GENOA — Cristina did it to escape after a tough breakup. Luigi because he dreamed of adventures and the South Seas. Marianna embarked just “before the refrigerator factory where I worked went out of business. I’m one of the few who got severance pay.”

To hear their stories, you have to go to the canteen on Via Albertazzi, in Italy's northern port city of Genoa, across from the ferry terminal. The place has excellent minestrone soup and is decorated with models of the ships that have made the port’s history.

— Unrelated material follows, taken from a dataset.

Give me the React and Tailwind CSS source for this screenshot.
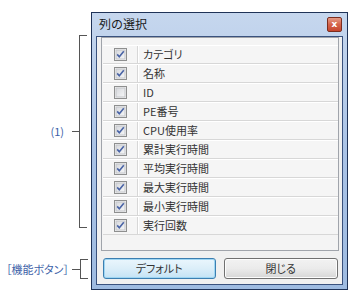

There are 38,000 Italian professional sailors, many of whom work here in Genoa, a historic port of call that today is the country's second largest after Trieste on the east coast. Luciano Rotella of the trade union Italian Federation of Transport Workers says the official number of maritime workers is far lower than the reality, which contains a tangle of different laws, regulations, contracts and ethnicities — not to mention ancient remnants of harsh battles between shipowners and crews.

The result is that today it is not so easy to know how many people sail, nor their nationalities.

What is certain is that every six to seven months, the Italian mariner disembarks the ship and is dismissed: they take severance pay and after waits for the next call. Andrea has been sailing for more than 20 years: “When I started out, to those who told us we were earning good money, I replied that I had a precarious life: every landing was a dismissal.”